Task: With the pictures left out, copy the listing below exactly.

Given material:
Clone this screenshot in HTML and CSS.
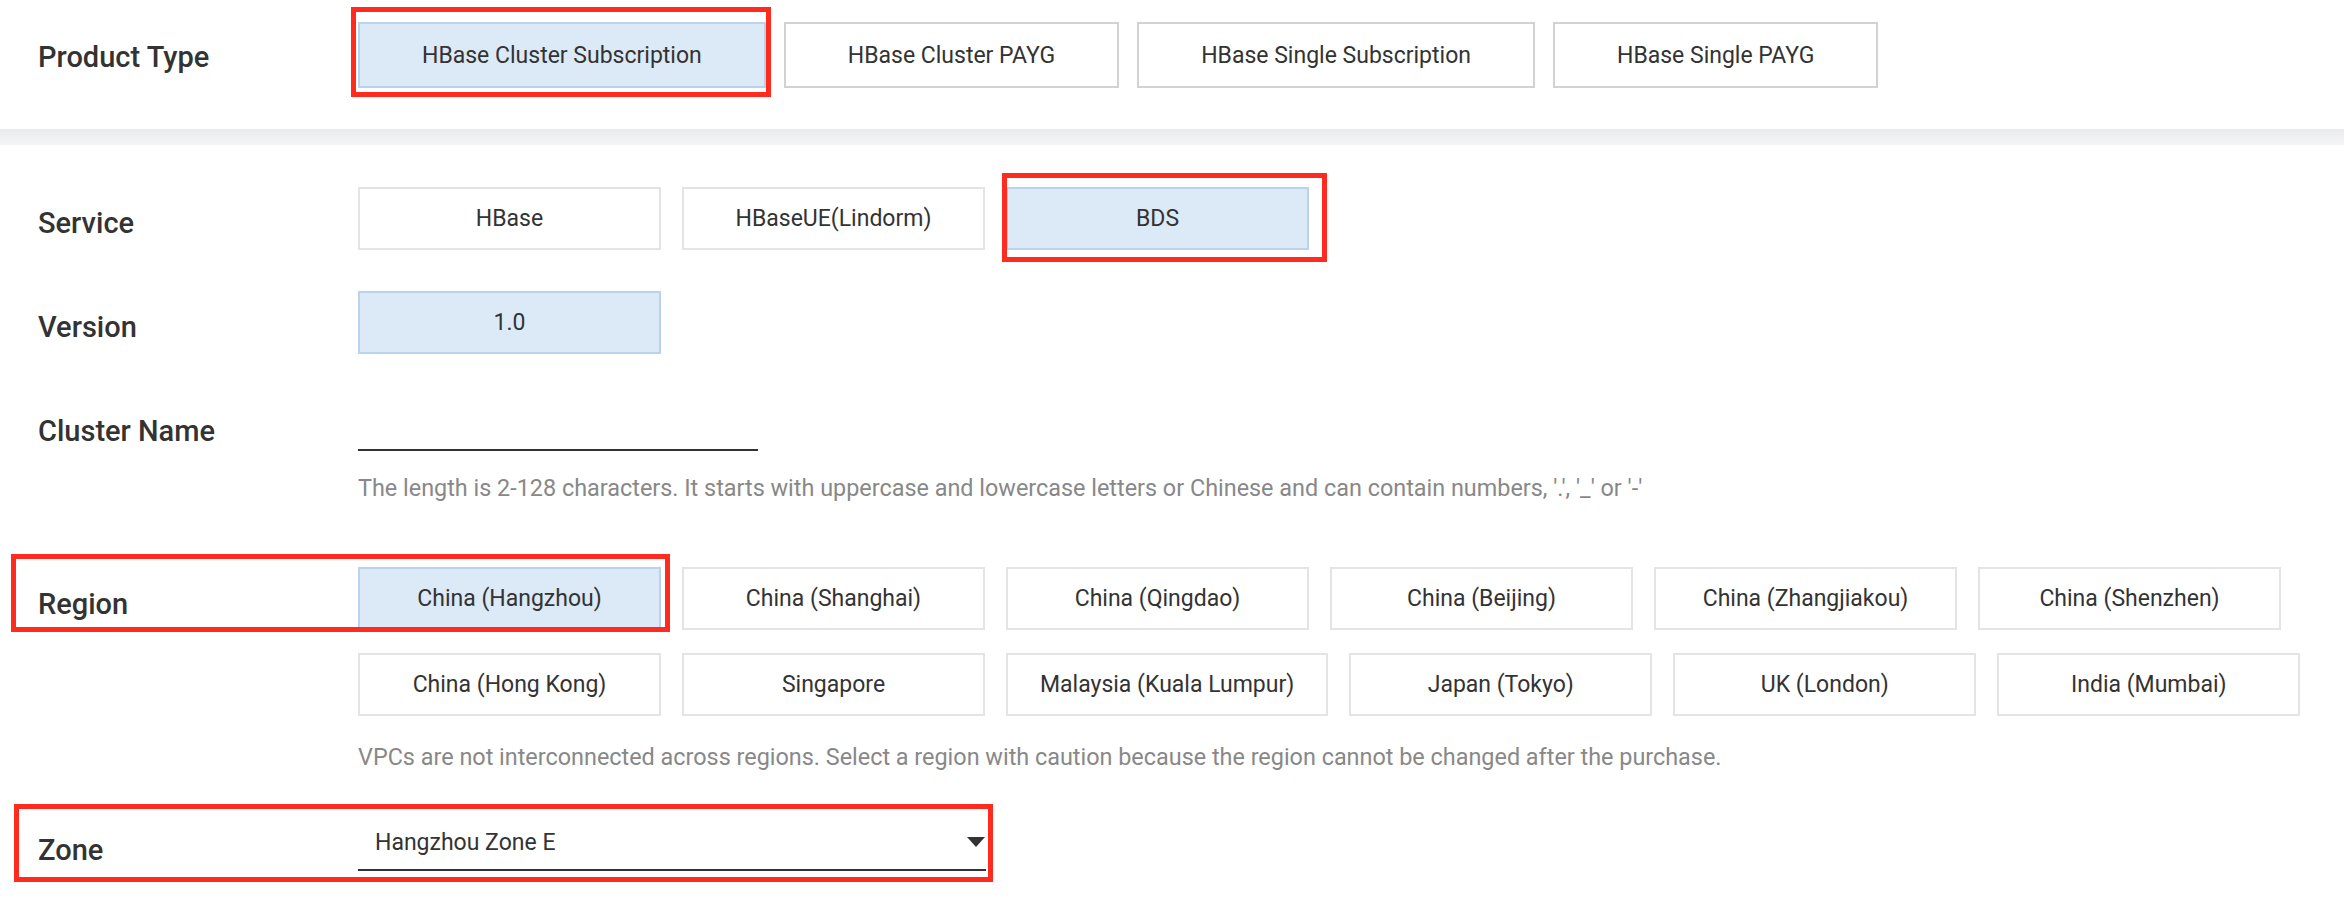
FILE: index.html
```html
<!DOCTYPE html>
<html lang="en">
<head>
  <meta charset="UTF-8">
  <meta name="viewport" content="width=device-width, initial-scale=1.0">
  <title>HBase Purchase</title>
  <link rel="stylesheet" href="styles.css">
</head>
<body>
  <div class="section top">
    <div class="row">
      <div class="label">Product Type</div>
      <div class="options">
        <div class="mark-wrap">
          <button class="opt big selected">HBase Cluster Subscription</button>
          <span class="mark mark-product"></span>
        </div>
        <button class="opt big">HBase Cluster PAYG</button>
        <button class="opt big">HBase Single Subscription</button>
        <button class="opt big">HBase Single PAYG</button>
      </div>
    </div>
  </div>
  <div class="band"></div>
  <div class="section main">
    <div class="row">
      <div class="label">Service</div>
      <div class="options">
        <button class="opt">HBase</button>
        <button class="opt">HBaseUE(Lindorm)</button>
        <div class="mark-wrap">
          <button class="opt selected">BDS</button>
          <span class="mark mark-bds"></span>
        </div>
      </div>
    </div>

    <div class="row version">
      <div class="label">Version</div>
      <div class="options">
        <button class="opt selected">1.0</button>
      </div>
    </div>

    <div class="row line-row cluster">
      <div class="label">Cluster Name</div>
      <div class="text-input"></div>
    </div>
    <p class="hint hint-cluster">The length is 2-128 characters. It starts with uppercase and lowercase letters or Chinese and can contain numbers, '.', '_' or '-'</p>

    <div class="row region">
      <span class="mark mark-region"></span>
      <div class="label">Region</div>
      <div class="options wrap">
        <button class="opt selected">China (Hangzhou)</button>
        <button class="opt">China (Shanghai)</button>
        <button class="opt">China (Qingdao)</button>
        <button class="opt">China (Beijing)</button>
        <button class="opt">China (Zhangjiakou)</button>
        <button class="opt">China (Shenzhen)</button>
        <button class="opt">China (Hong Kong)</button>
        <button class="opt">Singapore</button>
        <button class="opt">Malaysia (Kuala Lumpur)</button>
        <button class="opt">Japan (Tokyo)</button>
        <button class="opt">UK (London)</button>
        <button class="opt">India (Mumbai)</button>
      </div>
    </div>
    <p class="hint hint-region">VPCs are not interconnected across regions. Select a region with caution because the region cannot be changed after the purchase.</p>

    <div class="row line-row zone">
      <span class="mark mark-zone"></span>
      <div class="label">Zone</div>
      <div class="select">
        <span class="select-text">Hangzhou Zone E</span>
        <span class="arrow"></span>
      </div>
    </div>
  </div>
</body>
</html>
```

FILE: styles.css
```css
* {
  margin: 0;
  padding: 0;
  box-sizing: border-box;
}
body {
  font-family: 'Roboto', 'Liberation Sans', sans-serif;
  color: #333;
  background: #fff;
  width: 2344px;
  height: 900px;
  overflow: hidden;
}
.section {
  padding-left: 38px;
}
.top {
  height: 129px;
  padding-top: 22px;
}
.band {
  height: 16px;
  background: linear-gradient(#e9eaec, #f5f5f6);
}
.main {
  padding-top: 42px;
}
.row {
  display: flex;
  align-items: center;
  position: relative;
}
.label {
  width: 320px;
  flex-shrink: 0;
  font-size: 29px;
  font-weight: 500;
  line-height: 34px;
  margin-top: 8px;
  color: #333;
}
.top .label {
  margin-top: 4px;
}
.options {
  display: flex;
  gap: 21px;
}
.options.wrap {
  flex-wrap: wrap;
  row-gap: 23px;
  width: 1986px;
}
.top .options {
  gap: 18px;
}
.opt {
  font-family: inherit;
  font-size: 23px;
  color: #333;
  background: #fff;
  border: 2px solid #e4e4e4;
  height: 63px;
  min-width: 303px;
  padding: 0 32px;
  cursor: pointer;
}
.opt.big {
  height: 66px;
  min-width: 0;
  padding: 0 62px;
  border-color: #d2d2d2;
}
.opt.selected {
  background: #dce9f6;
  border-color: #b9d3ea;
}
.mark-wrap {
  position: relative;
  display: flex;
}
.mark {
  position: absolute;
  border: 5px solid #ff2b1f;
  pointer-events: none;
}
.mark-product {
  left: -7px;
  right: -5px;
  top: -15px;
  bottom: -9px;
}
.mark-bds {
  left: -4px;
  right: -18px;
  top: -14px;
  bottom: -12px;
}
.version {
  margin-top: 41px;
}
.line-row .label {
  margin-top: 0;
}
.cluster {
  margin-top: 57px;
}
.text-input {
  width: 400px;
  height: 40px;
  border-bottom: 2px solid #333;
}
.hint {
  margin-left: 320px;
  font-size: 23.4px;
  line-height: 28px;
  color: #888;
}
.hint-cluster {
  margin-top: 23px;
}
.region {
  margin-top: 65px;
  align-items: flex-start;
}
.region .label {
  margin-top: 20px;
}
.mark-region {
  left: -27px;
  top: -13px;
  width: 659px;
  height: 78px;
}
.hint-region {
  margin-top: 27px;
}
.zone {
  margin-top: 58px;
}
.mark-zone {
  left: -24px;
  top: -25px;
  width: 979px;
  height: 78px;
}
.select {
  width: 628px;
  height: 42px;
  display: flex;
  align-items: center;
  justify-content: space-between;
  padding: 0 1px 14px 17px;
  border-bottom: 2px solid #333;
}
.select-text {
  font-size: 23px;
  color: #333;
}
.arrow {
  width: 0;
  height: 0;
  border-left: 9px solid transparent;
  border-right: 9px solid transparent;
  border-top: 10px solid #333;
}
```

Response to the task:
Clone this screenshot in HTML and CSS.
FILE: index.html
```html
<!DOCTYPE html>
<html lang="en">
<head>
  <meta charset="UTF-8">
  <meta name="viewport" content="width=device-width, initial-scale=1.0">
  <title>HBase Purchase</title>
  <link rel="stylesheet" href="styles.css">
</head>
<body>
  <div class="section top">
    <div class="row">
      <div class="label">Product Type</div>
      <div class="options">
        <div class="mark-wrap">
          <button class="opt big selected">HBase Cluster Subscription</button>
          <span class="mark mark-product"></span>
        </div>
        <button class="opt big">HBase Cluster PAYG</button>
        <button class="opt big">HBase Single Subscription</button>
        <button class="opt big">HBase Single PAYG</button>
      </div>
    </div>
  </div>
  <div class="band"></div>
  <div class="section main">
    <div class="row">
      <div class="label">Service</div>
      <div class="options">
        <button class="opt">HBase</button>
        <button class="opt">HBaseUE(Lindorm)</button>
        <div class="mark-wrap">
          <button class="opt selected">BDS</button>
          <span class="mark mark-bds"></span>
        </div>
      </div>
    </div>

    <div class="row version">
      <div class="label">Version</div>
      <div class="options">
        <button class="opt selected">1.0</button>
      </div>
    </div>

    <div class="row line-row cluster">
      <div class="label">Cluster Name</div>
      <div class="text-input"></div>
    </div>
    <p class="hint hint-cluster">The length is 2-128 characters. It starts with uppercase and lowercase letters or Chinese and can contain numbers, '.', '_' or '-'</p>

    <div class="row region">
      <span class="mark mark-region"></span>
      <div class="label">Region</div>
      <div class="options wrap">
        <button class="opt selected">China (Hangzhou)</button>
        <button class="opt">China (Shanghai)</button>
        <button class="opt">China (Qingdao)</button>
        <button class="opt">China (Beijing)</button>
        <button class="opt">China (Zhangjiakou)</button>
        <button class="opt">China (Shenzhen)</button>
        <button class="opt">China (Hong Kong)</button>
        <button class="opt">Singapore</button>
        <button class="opt">Malaysia (Kuala Lumpur)</button>
        <button class="opt">Japan (Tokyo)</button>
        <button class="opt">UK (London)</button>
        <button class="opt">India (Mumbai)</button>
      </div>
    </div>
    <p class="hint hint-region">VPCs are not interconnected across regions. Select a region with caution because the region cannot be changed after the purchase.</p>

    <div class="row line-row zone">
      <span class="mark mark-zone"></span>
      <div class="label">Zone</div>
      <div class="select">
        <span class="select-text">Hangzhou Zone E</span>
        <span class="arrow"></span>
      </div>
    </div>
  </div>
</body>
</html>
```

FILE: styles.css
```css
* {
  margin: 0;
  padding: 0;
  box-sizing: border-box;
}
body {
  font-family: 'Roboto', 'Liberation Sans', sans-serif;
  color: #333;
  background: #fff;
  width: 2344px;
  height: 900px;
  overflow: hidden;
}
.section {
  padding-left: 38px;
}
.top {
  height: 129px;
  padding-top: 22px;
}
.band {
  height: 16px;
  background: linear-gradient(#e9eaec, #f5f5f6);
}
.main {
  padding-top: 42px;
}
.row {
  display: flex;
  align-items: center;
  position: relative;
}
.label {
  width: 320px;
  flex-shrink: 0;
  font-size: 29px;
  font-weight: 500;
  line-height: 34px;
  margin-top: 8px;
  color: #333;
}
.top .label {
  margin-top: 4px;
}
.options {
  display: flex;
  gap: 21px;
}
.options.wrap {
  flex-wrap: wrap;
  row-gap: 23px;
  width: 1986px;
}
.top .options {
  gap: 18px;
}
.opt {
  font-family: inherit;
  font-size: 23px;
  color: #333;
  background: #fff;
  border: 2px solid #e4e4e4;
  height: 63px;
  min-width: 303px;
  padding: 0 32px;
  cursor: pointer;
}
.opt.big {
  height: 66px;
  min-width: 0;
  padding: 0 62px;
  border-color: #d2d2d2;
}
.opt.selected {
  background: #dce9f6;
  border-color: #b9d3ea;
}
.mark-wrap {
  position: relative;
  display: flex;
}
.mark {
  position: absolute;
  border: 5px solid #ff2b1f;
  pointer-events: none;
}
.mark-product {
  left: -7px;
  right: -5px;
  top: -15px;
  bottom: -9px;
}
.mark-bds {
  left: -4px;
  right: -18px;
  top: -14px;
  bottom: -12px;
}
.version {
  margin-top: 41px;
}
.line-row .label {
  margin-top: 0;
}
.cluster {
  margin-top: 57px;
}
.text-input {
  width: 400px;
  height: 40px;
  border-bottom: 2px solid #333;
}
.hint {
  margin-left: 320px;
  font-size: 23.4px;
  line-height: 28px;
  color: #888;
}
.hint-cluster {
  margin-top: 23px;
}
.region {
  margin-top: 65px;
  align-items: flex-start;
}
.region .label {
  margin-top: 20px;
}
.mark-region {
  left: -27px;
  top: -13px;
  width: 659px;
  height: 78px;
}
.hint-region {
  margin-top: 27px;
}
.zone {
  margin-top: 58px;
}
.mark-zone {
  left: -24px;
  top: -25px;
  width: 979px;
  height: 78px;
}
.select {
  width: 628px;
  height: 42px;
  display: flex;
  align-items: center;
  justify-content: space-between;
  padding: 0 1px 14px 17px;
  border-bottom: 2px solid #333;
}
.select-text {
  font-size: 23px;
  color: #333;
}
.arrow {
  width: 0;
  height: 0;
  border-left: 9px solid transparent;
  border-right: 9px solid transparent;
  border-top: 10px solid #333;
}
```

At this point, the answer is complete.